In una società sempre più connessa, in cui le informazioni viaggiano in tempo reale e spesso in maniera incontrollata, contrastare la diffusione delle fake news è uno dei compiti principali di stati ed aziende.

I big dell’informazione e i maggiori social network stanno facendo rete e mettono a disposizione le rispettive tecnologie per arginare il fenomeno. Eppure, i dati forniti per questo scopo sembrano essere essi stessi non esatti.

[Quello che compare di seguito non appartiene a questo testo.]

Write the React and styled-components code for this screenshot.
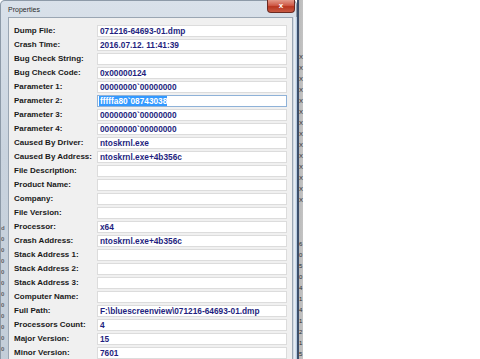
import React from 'react';
import styled, { createGlobalStyle } from 'styled-components';

const GlobalStyle = createGlobalStyle`
  html, body {
    margin: 0;
    padding: 0;
    background: #ffffff;
  }
`;

const Screen = styled.div`
  width: 480px;
  height: 359px;
  overflow: hidden;
  display: flex;
  align-items: flex-start;
  background: #ffffff;
  font-family: "Liberation Sans", Arial, sans-serif;
`;

const Window = styled.div`
  width: 297px;
  height: 380px;
  flex-shrink: 0;
  display: flex;
  flex-direction: column;
  border-radius: 5px 5px 0 0;
  background: linear-gradient(180deg, #d9e1ea 0%, #c9d3de 40%, #c3cdd8 100%);
  box-shadow: inset 0 0 0 1px #8d9aa8;
`;

const TitleBar = styled.div`
  height: 17px;
  display: flex;
  align-items: flex-start;
  padding-left: 8px;
`;

const Title = styled.span`
  margin-top: 5px;
  font-family: "Liberation Sans", Arial, sans-serif;
  font-size: 7px;
  line-height: 9px;
  color: #2a2a2a;
`;

const CloseButton = styled.div`
  margin-left: auto;
  margin-right: 2px;
  width: 28px;
  height: 13px;
  border-radius: 0 0 4px 4px;
  background: linear-gradient(180deg, #e39a8a 0%, #cf5a47 45%, #b8361f 55%, #c85a44 100%);
  border: 1px solid #6b2a22;
  border-top: none;
  box-sizing: border-box;
  display: flex;
  align-items: center;
  justify-content: center;
  color: #ffffff;
  font-size: 8px;
  font-weight: bold;
  line-height: 1;
`;

const Body = styled.div`
  flex: 1;
  display: flex;
`;

const SideGlass = styled.div`
  width: ${(p) => p.$w}px;
  flex-shrink: 0;
  padding-top: ${(p) => p.$top}px;
  box-sizing: border-box;
`;

const GlassGlyph = styled.div`
  height: 11px;
  font-family: "Liberation Sans", Arial, sans-serif;
  font-size: 6px;
  font-weight: bold;
  line-height: 11px;
  color: #3b3b3b;
  padding-left: 1px;
  opacity: 0.75;
`;

const RightEdge = styled.div`
  width: 4px;
  flex-shrink: 0;
  background: linear-gradient(90deg, #c6d0db 0%, #eef3f8 45%, #a9c2dc 100%);
`;

const Client = styled.div`
  flex: 1;
  background: #f0f0f0;
  border: 1px solid #9aa6b3;
  border-bottom: none;
  padding: 7px 5px 0 5px;
  display: flex;
  flex-direction: column;
  gap: 2px;
`;

const Row = styled.div`
  display: grid;
  grid-template-columns: 83px 190px;
  height: 12px;
  align-items: center;
`;

const Label = styled.span`
  font-size: 8px;
  font-weight: bold;
  color: #1a1a1a;
  white-space: nowrap;
  line-height: 12px;
`;

const ValueBox = styled.div`
  height: 12px;
  box-sizing: border-box;
  background: #ffffff;
  border: 1px solid ${(p) => (p.$focused ? '#8fb2d8' : '#dcdcdc')};
  padding-left: 1px;
  display: flex;
  align-items: center;
  overflow: hidden;
`;

const ValueText = styled.span`
  font-size: 8.3px;
  font-weight: bold;
  line-height: 10px;
  white-space: nowrap;
  color: ${(p) => (p.$selected ? '#ffffff' : '#1f1f80')};
  background: ${(p) => (p.$selected ? '#3399ff' : 'transparent')};
  padding-left: 1px;
`;

const BackSliver = styled.div`
  width: 6px;
  height: 359px;
  flex-shrink: 0;
  background: linear-gradient(90deg, #3c4f6b 0%, #3c4f6b 30%, #b9b9b9 30%, #c4c4c4 100%);
  padding-top: 52px;
  box-sizing: border-box;
`;

const SliverGlyph = styled.div`
  height: 11px;
  font-family: "Liberation Sans", Arial, sans-serif;
  font-size: 6px;
  line-height: 11px;
  color: #2c2c2c;
  padding-left: 2px;
`;

const rows = [
  ['Dump File:', '071216-64693-01.dmp'],
  ['Crash Time:', '2016.07.12. 11:41:39'],
  ['Bug Check String:', ''],
  ['Bug Check Code:', '0x00000124'],
  ['Parameter 1:', '00000000`00000000'],
  ['Parameter 2:', 'fffffa80`08743038', true],
  ['Parameter 3:', '00000000`00000000'],
  ['Parameter 4:', '00000000`00000000'],
  ['Caused By Driver:', 'ntoskrnl.exe'],
  ['Caused By Address:', 'ntoskrnl.exe+4b356c'],
  ['File Description:', ''],
  ['Product Name:', ''],
  ['Company:', ''],
  ['File Version:', ''],
  ['Processor:', 'x64'],
  ['Crash Address:', 'ntoskrnl.exe+4b356c'],
  ['Stack Address 1:', ''],
  ['Stack Address 2:', ''],
  ['Stack Address 3:', ''],
  ['Computer Name:', ''],
  ['Full Path:', 'F:\\bluescreenview\\071216-64693-01.dmp'],
  ['Processors Count:', '4'],
  ['Major Version:', '15'],
  ['Minor Version:', '7601'],
];

const leftGlyphs = ['d', '0', '0', '0', '0', '0', '0', '0', '0', '0', '0', '0'];
const sliverGlyphs = [
  'X', 'X', 'X', 'X', 'X', 'X', 'X', 'X', 'X', 'X', 'X', 'X', 'X', 'X',
  '', '', '', '6', '0', '5', '0', '4', '1', '4', '1', '2', '1', '5',
];

export default function App() {
  return (
    <Screen>
      <GlobalStyle />
      <Window>
        <TitleBar>
          <Title>Properties</Title>
          <CloseButton>x</CloseButton>
        </TitleBar>
        <Body>
          <SideGlass $w={8} $top={206}>
            {leftGlyphs.map((g, i) => (
              <GlassGlyph key={i}>{g}</GlassGlyph>
            ))}
          </SideGlass>
          <Client>
            {rows.map(([label, value, selected]) => (
              <Row key={label}>
                <Label>{label}</Label>
                <ValueBox $focused={selected}>
                  {value && <ValueText $selected={selected}>{value}</ValueText>}
                </ValueBox>
              </Row>
            ))}
          </Client>
          <RightEdge />
        </Body>
      </Window>
      <BackSliver>
        {sliverGlyphs.map((g, i) => (
          <SliverGlyph key={i}>{g}</SliverGlyph>
        ))}
      </BackSliver>
    </Screen>
  );
}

È quanto emerge da una ricerca del New York Times, secondo il quale negli ultimi due anni Facebook avrebbe fornito ai ricercatori di fake news informazioni incomplete e fuorvianti su come gli utenti interagiscono con i post e i collegamenti sul sito Web.

Infatti, i dati forniti dalla società americana includerebbero solo le interazioni riferite a circa la metà dei suoi utenti negli Stati Uniti. Inoltre, la maggior parte degli utenti le cui interazioni sono state incluse nei rapporti sono quelli che si occupano di post politici abbastanza da rendere chiare le proprie inclinazioni. Maggior precisione sarebbe garantita per i dati degli utenti al di fuori degli USA.

Alla base dell’errore dovrebbe esserci un errore tecnico non meglio precisato da Facebook. Interessante notare che l’inesattezza è stata scoperta e segnalata da un professore dell’Università di Urbino, che ha confrontato i dati consegnati ai ricercatori con il “Widely Viewed Content Report” pubblicato ad agosto dallo stesso social network, e ha scoperto che i risultati non corrispondevano.

In seguito a tale scoperta alcuni altri ricercatori hanno provato a verificare a loro volta i risultati ma non è stato per loro possibile accedere ai dati utilizzati da Facebook, resi prontamente inaccessibili in attesa di bonifica.

Ad esempio, durante il mese di agosto, gli account associati al progetto NYU Ad Observatory non avrebbe avuto accesso ai dati. Il team ha provato ad utilizzare un’estensione del browser per raccogliere informazioni sugli annunci politici, ma il social network avrebbe interrotto anche questo tentativo, considerandolo scraping (raccolta di dati) non autorizzato.